2. How do they evolve in response to climate variability such as ENSO (El Niño Southern Oscillation)? and
3. How are they dependent on temporally invariant factors such as topography (and derived variables such as slope, aspect, nearness to streams), soil characteristics, land cover classification, etc?
Answers to these questions, at the continental to global scales, using data mining, will enable us to develop better parameterization of the relevant processes in forecast models for weather, and inter-seasonal to inter-annual climate prediction.
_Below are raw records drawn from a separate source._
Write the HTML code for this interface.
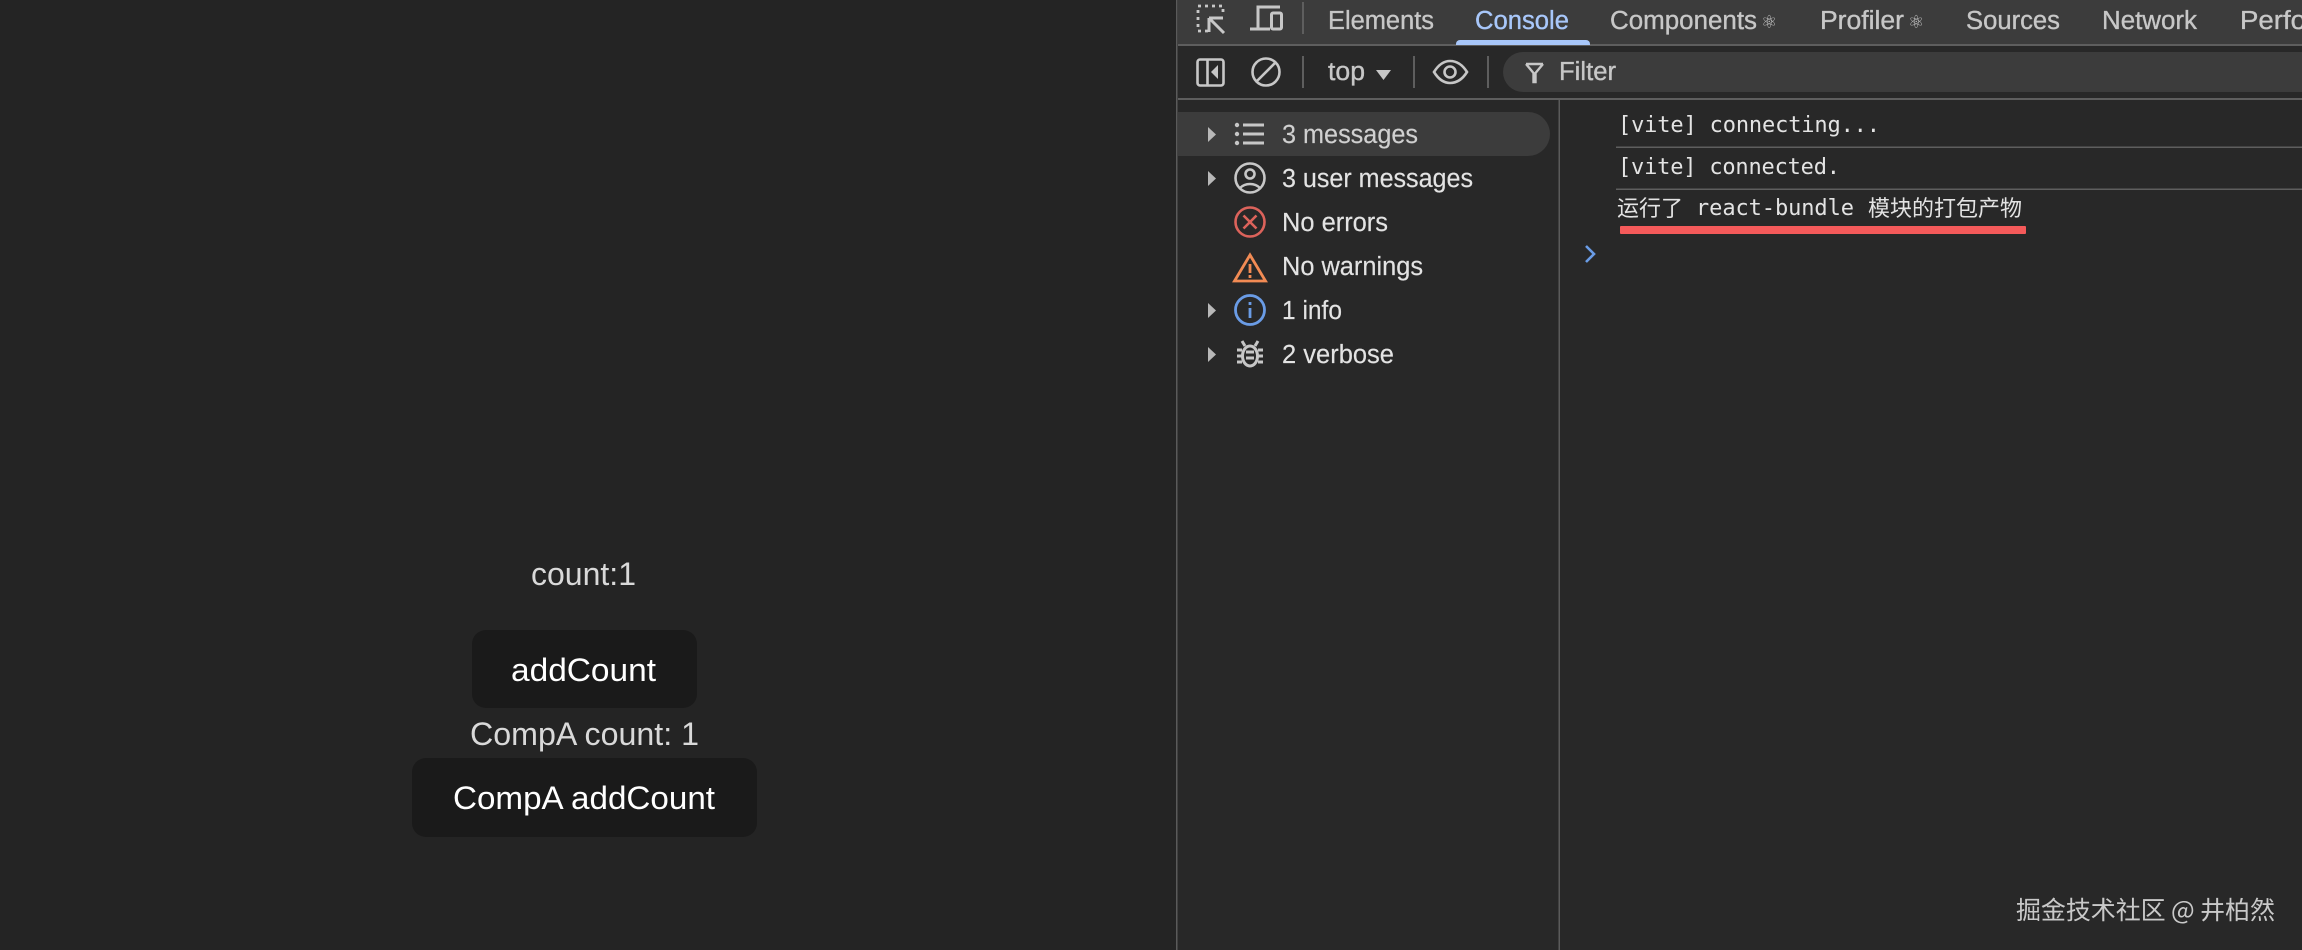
<!DOCTYPE html>
<html lang="zh-CN"><head><meta charset="utf-8"><title>Console</title>
<style>
html,body{margin:0;padding:0;background:#242424;width:2302px;height:950px;overflow:hidden}
svg{display:block}
text{font-family:"Liberation Sans","Noto Sans CJK SC",sans-serif}
.t{font-size:25.5px;fill:#c7c7c7;stroke:#c7c7c7;stroke-width:.35}
.s{font-size:25.5px;fill:#e3e3e3;stroke:#e3e3e3;stroke-width:.15}
.m{font-family:"DejaVu Sans Mono","Noto Sans CJK SC",monospace;font-size:22px;fill:#e3e3e3}
.cj{font-family:"Noto Sans CJK SC",sans-serif;font-size:22px;fill:#e3e3e3}
.l{font-size:32px;fill:#d9d9d9}
.b{font-size:32px;fill:#fff}
.ic{fill:none;stroke:#c7c7c7;stroke-width:2.6}
</style></head><body>
<svg width="2302" height="950" viewBox="0 0 2302 950" xmlns="http://www.w3.org/2000/svg">
<rect width="2302" height="950" fill="#242424"/>
<!-- page -->
<text class="l" x="531" y="585" textLength="105" lengthAdjust="spacingAndGlyphs">count:1</text>
<rect x="472" y="630" width="225" height="78" rx="14" fill="#1a1a1a"/>
<text class="b" x="511" y="681" textLength="145" lengthAdjust="spacingAndGlyphs">addCount</text>
<text class="l" x="470" y="745" textLength="229" lengthAdjust="spacingAndGlyphs">CompA count: 1</text>
<rect x="412" y="758" width="345" height="79" rx="14" fill="#1a1a1a"/>
<text class="b" x="453" y="809" textLength="262" lengthAdjust="spacingAndGlyphs">CompA addCount</text>
<!-- devtools -->
<rect x="1176" y="0" width="1126" height="950" fill="#282828"/>
<rect x="1176" y="0" width="1.500" height="950" fill="#5a5a5a"/>
<rect x="1178" y="0" width="1124" height="44" fill="#3c3c3c"/>
<rect x="1178" y="44" width="1124" height="2" fill="#5e5e5e"/>
<rect x="1178" y="98" width="1124" height="2" fill="#5e5e5e"/>
<rect x="1558.500" y="100" width="1.500" height="850" fill="#5a5a5a"/>
<!-- tabs -->
<g fill="none" stroke="#c7c7c7" stroke-width="2.8">
<path d="M1208 31H1198V6H1223V16" stroke-dasharray="3 4"/>
<path d="M1209 18h14M1209 18v14M1209 18l15 15" stroke-width="3"/>
<path d="M1280 7h-22v21M1250 29h20" stroke-width="3"/>
<rect x="1271.500" y="13" width="10" height="16" rx="1.500" stroke-width="3"/>
</g>
<rect x="1302" y="2" width="2" height="32" fill="#5e5e5e"/>
<text class="t" x="1328" y="29" textLength="106" lengthAdjust="spacingAndGlyphs">Elements</text>
<text class="t" x="1475" y="29" textLength="94" lengthAdjust="spacingAndGlyphs" style="fill:#a8c7fa;stroke:#a8c7fa">Console</text>
<path d="M1456 45v-1a4 4 0 0 1 4-4h126a4 4 0 0 1 4 4v1z" fill="#a8c7fa"/>
<text class="t" x="1610" y="29" textLength="147" lengthAdjust="spacingAndGlyphs">Components</text>
<text class="t" x="1761" y="28" style="font-size:18px;stroke-width:0;font-family:'DejaVu Sans',sans-serif">⚛</text>
<text class="t" x="1820" y="29" textLength="84" lengthAdjust="spacingAndGlyphs">Profiler</text>
<text class="t" x="1908" y="28" style="font-size:18px;stroke-width:0;font-family:'DejaVu Sans',sans-serif">⚛</text>
<text class="t" x="1966" y="29" textLength="94" lengthAdjust="spacingAndGlyphs">Sources</text>
<text class="t" x="2102" y="29" textLength="95" lengthAdjust="spacingAndGlyphs">Network</text>
<text class="t" x="2240" y="29" textLength="66" lengthAdjust="spacingAndGlyphs">Perfo</text>
<!-- toolbar -->
<g fill="none" stroke="#c7c7c7" stroke-width="2.600">
<rect x="1197.500" y="59.500" width="26" height="26" rx="2.500"/>
<path d="M1207.500 60v25"/>
<circle cx="1266" cy="72" r="13.500"/>
<path d="M1256.500 81.500l19-19"/>
</g>
<path d="M1218 65v14l-7-7z" fill="#c7c7c7"/>
<rect x="1302" y="56" width="2" height="32" fill="#5e5e5e"/>
<text class="t" x="1328" y="80" textLength="37" lengthAdjust="spacingAndGlyphs">top</text>
<path d="M1376 70h15l-7.500 10z" fill="#c7c7c7"/>
<rect x="1413" y="56" width="2" height="32" fill="#5e5e5e"/>
<path d="M1434 72c5-8 10-11 16-11s12 3 17 11c-5 8-11 11-17 11s-11-3-16-11z" fill="none" stroke="#c7c7c7" stroke-width="2.600"/>
<circle cx="1450" cy="72" r="5.500" fill="none" stroke="#c7c7c7" stroke-width="2.600"/>
<rect x="1487" y="56" width="2" height="32" fill="#5e5e5e"/>
<path d="M1523 52h779v40h-779a20 20 0 0 1 0-40z" fill="#3c3c3c"/>
<path d="M1526 64h17M1526 64l7.500 9v9h2v-9l7.500-9" fill="none" stroke="#c7c7c7" stroke-width="2.400"/>
<text class="t" x="1559" y="80" textLength="57" lengthAdjust="spacingAndGlyphs">Filter</text>
<!-- sidebar -->
<path d="M1178 112h350a22 22 0 0 1 0 44h-350z" fill="#3c3c3c"/>
<g fill="#b8b8b8">
<path d="M1208 127l8 7.500-8 7.500z"/><path d="M1208 171l8 7.500-8 7.500z"/><path d="M1208 303l8 7.500-8 7.500z"/><path d="M1208 347l8 7.500-8 7.500z"/>
</g>
<g fill="#c7c7c7">
<circle cx="1237" cy="125" r="2.200"/><circle cx="1237" cy="134" r="2.200"/><circle cx="1237" cy="143" r="2.200"/>
<rect x="1243" y="123.500" width="21" height="3"/><rect x="1243" y="132.500" width="21" height="3"/><rect x="1243" y="141.500" width="21" height="3"/>
</g>
<g class="ic">
<circle cx="1250" cy="178" r="14.500"/><circle cx="1250" cy="174" r="4.500"/>
<path d="M1240 188c3-3 6-4 10-4s7 1 10 4"/>
</g>
<g fill="none" stroke="#dc635b" stroke-width="2.600">
<circle cx="1250" cy="222" r="14.500"/><path d="M1243.500 215.500l13 13M1256.500 215.500l-13 13"/>
</g>
<g fill="none" stroke="#f28b54" stroke-width="2.800">
<path d="M1250 255l15.500 26h-31z"/><path d="M1250 264v9M1250 275v3"/>
</g>
<g fill="none" stroke="#6a9ce6" stroke-width="2.800">
<circle cx="1250" cy="310" r="14.500"/><path d="M1250 308v10M1250 302v3"/>
</g>
<g fill="none" stroke="#c7c7c7" stroke-width="3">
<ellipse cx="1250" cy="356" rx="7.500" ry="10"/>
<path d="M1245 346l-3-5M1255 346l3-5M1242 350h-5M1258 350h5M1242 356h-5M1258 356h5M1242 362h-5M1258 362h5M1246 352h8M1246 358h8"/>
</g>
<text class="s" x="1282" y="143" textLength="136" lengthAdjust="spacingAndGlyphs" style="fill:#d0d0d0;stroke:#d0d0d0">3 messages</text>
<text class="s" x="1282" y="187" textLength="191" lengthAdjust="spacingAndGlyphs">3 user messages</text>
<text class="s" x="1282" y="231" textLength="106" lengthAdjust="spacingAndGlyphs">No errors</text>
<text class="s" x="1282" y="275" textLength="141" lengthAdjust="spacingAndGlyphs">No warnings</text>
<text class="s" x="1282" y="319" textLength="60" lengthAdjust="spacingAndGlyphs">1 info</text>
<text class="s" x="1282" y="363" textLength="112" lengthAdjust="spacingAndGlyphs">2 verbose</text>
<!-- console -->
<text class="m" x="1618" y="132" textLength="262" lengthAdjust="spacing">[vite] connecting...</text>
<rect x="1616" y="146.500" width="686" height="1.500" fill="#5e5e5e"/>
<text class="m" x="1618" y="174" textLength="222" lengthAdjust="spacing">[vite] connected.</text>
<rect x="1616" y="188.500" width="686" height="1.500" fill="#5e5e5e"/>
<text class="cj" x="1617" y="216" textLength="66" lengthAdjust="spacing">运行了</text>
<text class="m" x="1696" y="215" textLength="158" lengthAdjust="spacing">react-bundle</text>
<text class="cj" x="1868" y="216" textLength="154" lengthAdjust="spacing">模块的打包产物</text>
<rect x="1620" y="226" width="406" height="8" rx="1" fill="#f55a5a"/>
<path d="M1586 246l8 8-8 8" fill="none" stroke="#6a9ce6" stroke-width="2.600"/>
<text x="2016" y="919" style="font-size:25px;fill:#c9c9c9;font-family:'Noto Sans CJK SC',sans-serif" textLength="259" lengthAdjust="spacing">掘金技术社区 @ 井柏然</text>
</svg>
</body></html>
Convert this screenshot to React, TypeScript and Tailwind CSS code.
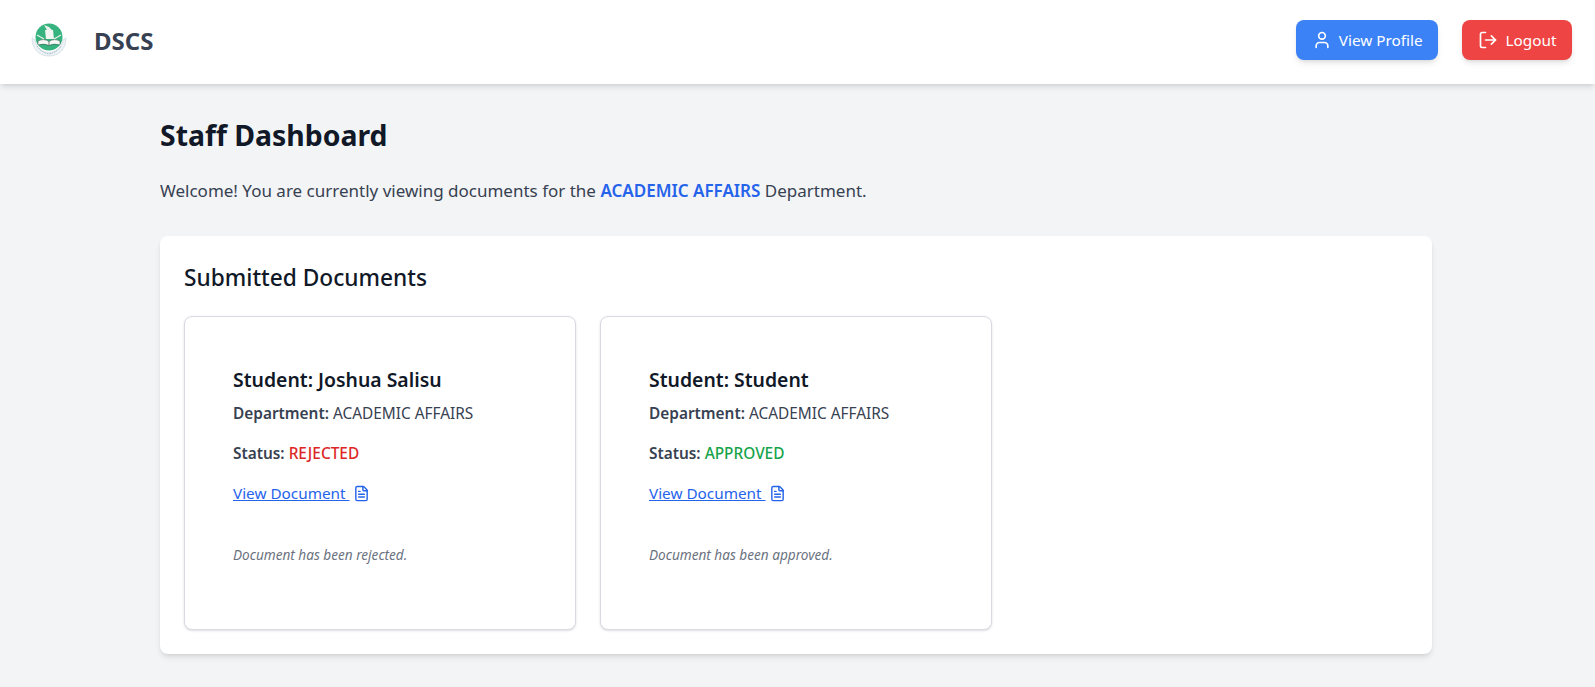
import React from 'react';
import { FileText, LogOut, User } from 'lucide-react';

const Logo = () => (
  <svg width="40" height="40" viewBox="0 0 40 40" className="shrink-0">
    <path d="M4 16 C4 27 11 34 21 34 C31 34 38 27 38 16 L35 18 C34 26 28 30.5 21 30.5 C14 30.5 8 26 7 18 Z" fill="#eef3f6" stroke="#c3d3dc" strokeWidth="0.6" />
    <path d="M9 24 Q14 31 21 32 Q28 31 33 24" fill="none" stroke="#8fa9b8" strokeWidth="0.8" strokeDasharray="1.5 1" />
    <circle cx="21" cy="15" r="13.5" fill="#36b37e" />
    <path d="M16 3 L21 5 L24 8 L19 8 Z" fill="#eef3ee" />
    <path d="M17 8 L25 8 L26 17 L18 17 Z" fill="#f2f5f1" />
    <path d="M10 19 Q16 16 21 19.5 Q26 16 32 19 L32 23 Q26 21 21 23.5 Q16 21 10 23 Z" fill="#f6f8f5" stroke="#2f4f44" strokeWidth="0.5" />
    <path d="M21 19.5 L21 23.5" stroke="#2f4f44" strokeWidth="0.7" />
    <path d="M9 13 L16 17 M33 13 L26 17" stroke="#e8f3ec" strokeWidth="1.2" />
  </svg>
);

const DocCard = ({ name, status, color, note }: { name: string; status: string; color: string; note: string }) => (
  <div className="bg-white border border-[#d8dbe1] rounded-lg shadow-sm px-12 pt-[49px] pb-16">
    <h3 className="text-[19.4px] leading-7 font-semibold text-[#111827]">Student: {name}</h3>
    <p className="mt-2 text-[15.4px] leading-6 text-[#374151]"><strong className="font-semibold">Department:</strong> ACADEMIC AFFAIRS</p>
    <p className="mt-4 text-[15.4px] leading-6 text-[#374151]"><strong className="font-semibold">Status:</strong> <span className={`font-medium ${color}`}>{status}</span></p>
    <a href="#" className="mt-[15px] h-6 flex items-center text-[15.3px] text-[#2563eb]">
      <span className="underline whitespace-pre">View Document </span>
      <FileText size={17} className="ml-[3px] mt-px" />
    </a>
    <p className="mt-10 text-[13.6px] leading-5 italic text-[#6b7280]">{note}</p>
  </div>
);

export default function App() {
  return (
    <div className="font-['Noto_Sans',sans-serif] min-h-screen bg-[#f3f4f6]">
      <header className="bg-white shadow-md h-[84px] flex items-start justify-between pl-[28px] pr-[23px] pt-5">
        <div className="mt-[2px] flex items-center gap-[26px]">
          <Logo />
          <span className="mb-[2px] text-2xl font-bold text-[#374151]">DSCS</span>
        </div>
        <div className="flex items-center gap-6">
          <button className="h-10 flex items-center gap-[7px] px-[15.5px] rounded-lg bg-[#3b82f6] text-white text-[15.3px] shadow-md">
            <User size={20} strokeWidth={2} />
            View Profile
          </button>
          <button className="h-10 flex items-center gap-2 px-[15.5px] rounded-lg bg-[#ef4444] text-white text-[15.3px] shadow-md">
            <LogOut size={20} strokeWidth={2} />
            Logout
          </button>
        </div>
      </header>
      <main className="w-[1272px] ml-[160px] pt-[33px]">
        <h1 className="text-[28.4px] leading-9 font-bold text-[#111827]">Staff Dashboard</h1>
        <p className="mt-6 text-[17px] leading-7 text-[#374151]">
          Welcome! You are currently viewing documents for the <span className="font-semibold text-[#2563eb]">ACADEMIC AFFAIRS</span> Department.
        </p>
        <section className="mt-[31px] bg-white rounded-lg shadow-md p-6">
          <h2 className="pt-[2px] text-[22.7px] leading-8 font-medium text-[#111827]">Submitted Documents</h2>
          <div className="mt-[22px] grid grid-cols-3 gap-6">
            <DocCard name="Joshua Salisu" status="REJECTED" color="text-[#dc2626]" note="Document has been rejected." />
            <DocCard name="Student" status="APPROVED" color="text-[#16a34a]" note="Document has been approved." />
          </div>
        </section>
      </main>
    </div>
  );
}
The entry Technology Readiness Level (TRL) for the project is 4 and we expect that after the two year project duration the exit TRL will be 6.

 

Title

Selection Interactive Analysis of Heterogeneous Data to Determine the Impact of Weather on Crop Yield

Full Name

Kiri Wagstaff

Institution Name

JPL

Proposal #

AIST-QRS-04-3004

We will develop a versatile toolkit for statistical data mining and machine learning that will enable (1) rapid, in-depth analysis of subtle relationships between multiple, different science data products, and (2) efficient testing of competing scientific hypotheses. The toolkit will feature advanced methods that are optimized for the analysis of data with spatial dependencies. We will include technologies for classification (support vector machines), clustering (using spatial constraints), and prediction (multivariate spatial models) that currently exist only as standalone methods (TRL 4). These techniques will be refined and demonstrated in a critical scientific investigation: a study of the fine-scale effects of varying weather patterns on agricultural crop yields. The final system will be an integrated toolkit with an easy-to-use graphical interface, demonstrated on full-scale science data (TRL 6). As a result of this work, scientists will be able to easily answer questions such as, "What is the impact on corn yield if Kansas receives only 75% of its normal rainfall?" Benefits over the state of the art include a) analysis methods that scale to global data sets and b) the ability to integrate heterogeneous data sources for improved prediction accuracy. The anticipated period of performance is October 2004 to September 2006.